Work instructions:
Repeat every line of the listing below exactly, minus the pictures.

Data shown:
....

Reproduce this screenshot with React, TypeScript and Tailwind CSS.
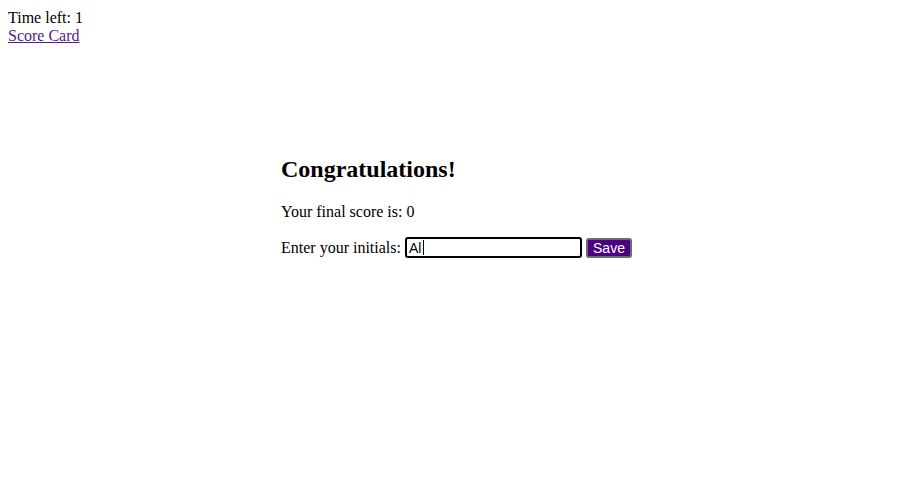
import React from 'react';

const App: React.FC = () => {
  return (
    <div className="min-h-screen bg-white px-2 pt-[9px] font-['Liberation_Serif',serif] text-base leading-[18px] text-black">
      <div>Time left: 1</div>
      <a href="#" className="text-[#551a8b] underline">
        Score Card
      </a>

      <div className="mx-auto mt-[111px] w-[343px]">
        <h2 className="mb-5 text-2xl leading-[27px] font-bold">Congratulations!</h2>
        <p className="mb-4">Your final score is: 0</p>
        <p className="flex items-center whitespace-nowrap">
          <span className="shrink-0">Enter your initials:</span>
          <span className="relative ml-1 shrink-0">
            <input
              type="text"
              defaultValue="Al"
              className="block h-[21px] w-[177px] rounded-[3px] border-2 border-black px-[2px] font-['Liberation_Sans',sans-serif] text-[14px] text-black outline-none"
            />
            {/* text caret */}
            <span className="absolute top-[3px] left-[18px] h-[15px] w-px bg-black" />
          </span>
          <button className="ml-1 h-[20px] w-[46px] shrink-0 rounded-[3px] border-2 border-[#6b6b6b] bg-[#4b0082] font-['Liberation_Sans',sans-serif] text-[14px] leading-none text-white">
            Save
          </button>
        </p>
      </div>
    </div>
  );
};

export default App;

....

Response to the task:
Reproduce this screenshot with React, TypeScript and Tailwind CSS.
import React from 'react';

const App: React.FC = () => {
  return (
    <div className="min-h-screen bg-white px-2 pt-[9px] font-['Liberation_Serif',serif] text-base leading-[18px] text-black">
      <div>Time left: 1</div>
      <a href="#" className="text-[#551a8b] underline">
        Score Card
      </a>

      <div className="mx-auto mt-[111px] w-[343px]">
        <h2 className="mb-5 text-2xl leading-[27px] font-bold">Congratulations!</h2>
        <p className="mb-4">Your final score is: 0</p>
        <p className="flex items-center whitespace-nowrap">
          <span className="shrink-0">Enter your initials:</span>
          <span className="relative ml-1 shrink-0">
            <input
              type="text"
              defaultValue="Al"
              className="block h-[21px] w-[177px] rounded-[3px] border-2 border-black px-[2px] font-['Liberation_Sans',sans-serif] text-[14px] text-black outline-none"
            />
            {/* text caret */}
            <span className="absolute top-[3px] left-[18px] h-[15px] w-px bg-black" />
          </span>
          <button className="ml-1 h-[20px] w-[46px] shrink-0 rounded-[3px] border-2 border-[#6b6b6b] bg-[#4b0082] font-['Liberation_Sans',sans-serif] text-[14px] leading-none text-white">
            Save
          </button>
        </p>
      </div>
    </div>
  );
};

export default App;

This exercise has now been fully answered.